### STORED DATA:
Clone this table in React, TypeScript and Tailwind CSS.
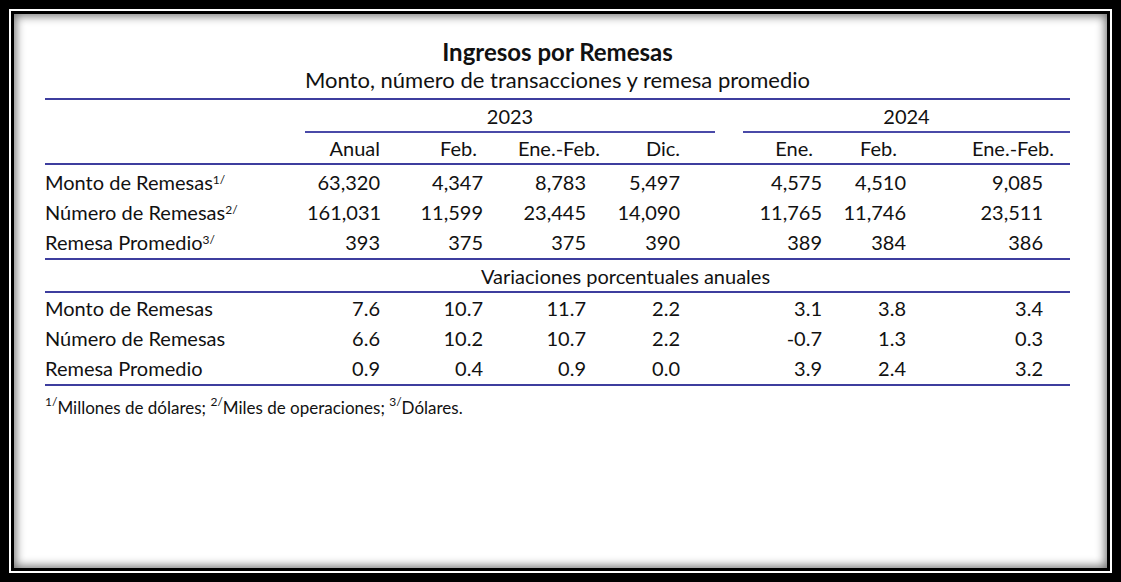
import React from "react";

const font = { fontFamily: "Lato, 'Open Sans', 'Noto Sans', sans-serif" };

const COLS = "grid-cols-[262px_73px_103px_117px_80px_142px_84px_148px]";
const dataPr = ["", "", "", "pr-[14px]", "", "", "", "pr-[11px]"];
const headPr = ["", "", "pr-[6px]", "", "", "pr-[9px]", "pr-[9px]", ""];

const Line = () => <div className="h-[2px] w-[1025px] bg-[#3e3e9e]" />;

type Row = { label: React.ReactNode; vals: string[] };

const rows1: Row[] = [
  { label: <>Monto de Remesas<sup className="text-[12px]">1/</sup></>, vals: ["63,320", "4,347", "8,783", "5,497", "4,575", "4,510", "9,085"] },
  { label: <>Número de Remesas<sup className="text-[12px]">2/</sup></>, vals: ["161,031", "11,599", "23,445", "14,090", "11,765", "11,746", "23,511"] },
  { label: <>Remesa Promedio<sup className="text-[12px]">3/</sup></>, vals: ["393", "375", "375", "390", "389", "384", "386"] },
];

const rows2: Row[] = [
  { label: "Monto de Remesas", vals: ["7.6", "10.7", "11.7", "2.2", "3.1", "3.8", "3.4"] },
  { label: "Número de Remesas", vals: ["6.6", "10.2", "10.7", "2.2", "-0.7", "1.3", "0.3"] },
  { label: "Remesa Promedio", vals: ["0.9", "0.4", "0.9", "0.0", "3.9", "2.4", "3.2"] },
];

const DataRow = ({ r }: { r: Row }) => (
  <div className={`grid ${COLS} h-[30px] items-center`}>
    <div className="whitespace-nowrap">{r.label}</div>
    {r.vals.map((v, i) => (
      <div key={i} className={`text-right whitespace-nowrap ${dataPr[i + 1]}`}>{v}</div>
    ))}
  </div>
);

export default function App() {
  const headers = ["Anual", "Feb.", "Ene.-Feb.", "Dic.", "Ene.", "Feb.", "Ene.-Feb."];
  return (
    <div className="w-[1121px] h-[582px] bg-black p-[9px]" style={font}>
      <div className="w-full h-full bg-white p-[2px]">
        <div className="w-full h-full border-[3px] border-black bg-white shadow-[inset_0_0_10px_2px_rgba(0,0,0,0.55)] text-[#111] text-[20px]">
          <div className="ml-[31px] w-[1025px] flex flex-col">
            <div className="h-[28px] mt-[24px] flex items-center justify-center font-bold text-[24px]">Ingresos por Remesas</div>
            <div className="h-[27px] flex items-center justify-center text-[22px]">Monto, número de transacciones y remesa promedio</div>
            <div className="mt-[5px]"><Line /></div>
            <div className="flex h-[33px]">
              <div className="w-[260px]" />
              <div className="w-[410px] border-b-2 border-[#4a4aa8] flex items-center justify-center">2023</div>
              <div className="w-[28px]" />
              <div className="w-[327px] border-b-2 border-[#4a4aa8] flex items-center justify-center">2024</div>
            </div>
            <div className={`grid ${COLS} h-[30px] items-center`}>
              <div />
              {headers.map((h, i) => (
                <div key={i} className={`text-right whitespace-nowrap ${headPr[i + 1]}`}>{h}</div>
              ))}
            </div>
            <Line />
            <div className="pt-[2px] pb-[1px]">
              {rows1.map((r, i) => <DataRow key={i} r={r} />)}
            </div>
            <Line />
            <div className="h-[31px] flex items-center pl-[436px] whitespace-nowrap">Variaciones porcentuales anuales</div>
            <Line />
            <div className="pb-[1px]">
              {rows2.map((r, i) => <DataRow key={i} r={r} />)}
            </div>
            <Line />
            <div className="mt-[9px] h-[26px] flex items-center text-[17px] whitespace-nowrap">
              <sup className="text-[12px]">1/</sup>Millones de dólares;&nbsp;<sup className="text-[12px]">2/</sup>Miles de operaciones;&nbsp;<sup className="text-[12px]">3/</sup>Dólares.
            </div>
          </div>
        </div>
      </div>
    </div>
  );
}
* * *
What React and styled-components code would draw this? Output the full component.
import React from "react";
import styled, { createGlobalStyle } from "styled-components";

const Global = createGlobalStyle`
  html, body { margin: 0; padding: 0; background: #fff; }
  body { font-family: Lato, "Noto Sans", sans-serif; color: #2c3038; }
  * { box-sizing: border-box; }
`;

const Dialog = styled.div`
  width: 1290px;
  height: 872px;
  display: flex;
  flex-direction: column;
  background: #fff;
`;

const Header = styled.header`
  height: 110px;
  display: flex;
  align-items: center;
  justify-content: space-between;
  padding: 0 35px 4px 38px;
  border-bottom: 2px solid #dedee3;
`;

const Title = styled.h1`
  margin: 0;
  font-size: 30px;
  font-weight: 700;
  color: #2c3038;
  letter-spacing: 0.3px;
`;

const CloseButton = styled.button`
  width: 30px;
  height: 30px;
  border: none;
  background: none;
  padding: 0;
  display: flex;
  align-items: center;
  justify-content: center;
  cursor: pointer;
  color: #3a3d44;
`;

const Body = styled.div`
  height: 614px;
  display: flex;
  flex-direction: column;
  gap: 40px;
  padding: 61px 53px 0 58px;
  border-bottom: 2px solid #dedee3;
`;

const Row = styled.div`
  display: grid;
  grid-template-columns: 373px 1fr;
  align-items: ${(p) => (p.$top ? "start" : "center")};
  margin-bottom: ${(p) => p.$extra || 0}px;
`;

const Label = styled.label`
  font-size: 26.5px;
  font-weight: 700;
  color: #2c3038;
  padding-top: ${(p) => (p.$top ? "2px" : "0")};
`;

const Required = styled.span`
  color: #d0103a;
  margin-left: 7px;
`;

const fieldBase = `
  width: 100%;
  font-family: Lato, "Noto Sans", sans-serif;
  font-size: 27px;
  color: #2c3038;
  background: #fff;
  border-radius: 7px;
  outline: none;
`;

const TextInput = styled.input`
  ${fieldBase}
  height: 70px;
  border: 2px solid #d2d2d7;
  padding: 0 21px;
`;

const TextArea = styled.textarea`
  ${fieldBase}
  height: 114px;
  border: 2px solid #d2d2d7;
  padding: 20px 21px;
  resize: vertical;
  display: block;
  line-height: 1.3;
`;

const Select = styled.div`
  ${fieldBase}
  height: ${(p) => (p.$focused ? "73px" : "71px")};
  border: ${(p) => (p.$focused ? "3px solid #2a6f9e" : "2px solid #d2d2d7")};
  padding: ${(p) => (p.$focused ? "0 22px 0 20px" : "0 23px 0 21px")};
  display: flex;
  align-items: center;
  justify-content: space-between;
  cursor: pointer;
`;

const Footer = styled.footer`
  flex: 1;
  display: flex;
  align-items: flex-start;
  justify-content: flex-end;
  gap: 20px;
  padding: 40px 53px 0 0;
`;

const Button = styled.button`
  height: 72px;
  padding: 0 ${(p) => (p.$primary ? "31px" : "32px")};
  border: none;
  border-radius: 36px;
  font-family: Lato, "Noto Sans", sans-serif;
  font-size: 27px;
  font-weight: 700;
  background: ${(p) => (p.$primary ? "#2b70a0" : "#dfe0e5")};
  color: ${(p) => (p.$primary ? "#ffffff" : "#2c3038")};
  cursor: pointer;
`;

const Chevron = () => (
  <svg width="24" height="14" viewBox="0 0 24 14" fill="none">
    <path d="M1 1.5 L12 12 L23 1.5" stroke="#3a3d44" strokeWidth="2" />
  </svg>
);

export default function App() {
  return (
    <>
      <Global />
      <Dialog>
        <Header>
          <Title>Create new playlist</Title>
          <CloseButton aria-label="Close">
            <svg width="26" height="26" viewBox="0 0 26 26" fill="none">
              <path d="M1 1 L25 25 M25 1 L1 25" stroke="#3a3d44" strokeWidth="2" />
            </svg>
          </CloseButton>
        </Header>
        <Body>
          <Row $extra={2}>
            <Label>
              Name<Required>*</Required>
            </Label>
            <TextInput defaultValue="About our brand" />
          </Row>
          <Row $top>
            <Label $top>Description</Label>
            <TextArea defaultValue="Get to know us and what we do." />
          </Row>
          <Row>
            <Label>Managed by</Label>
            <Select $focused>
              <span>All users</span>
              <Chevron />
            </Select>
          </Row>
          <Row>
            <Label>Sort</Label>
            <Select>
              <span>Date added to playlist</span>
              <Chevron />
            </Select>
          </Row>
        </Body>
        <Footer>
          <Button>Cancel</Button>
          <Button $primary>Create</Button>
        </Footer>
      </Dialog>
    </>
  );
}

### STATED EXERCISE:
Both the line with "Clone this table" and the line with "React.ReactNode; vals: string[]" belong in the copy, along with every line between them; set them down exactly and skip the pictures.

### RESULT OF THIS EXERCISE:
Clone this table in React, TypeScript and Tailwind CSS.
import React from "react";

const font = { fontFamily: "Lato, 'Open Sans', 'Noto Sans', sans-serif" };

const COLS = "grid-cols-[262px_73px_103px_117px_80px_142px_84px_148px]";
const dataPr = ["", "", "", "pr-[14px]", "", "", "", "pr-[11px]"];
const headPr = ["", "", "pr-[6px]", "", "", "pr-[9px]", "pr-[9px]", ""];

const Line = () => <div className="h-[2px] w-[1025px] bg-[#3e3e9e]" />;

type Row = { label: React.ReactNode; vals: string[] };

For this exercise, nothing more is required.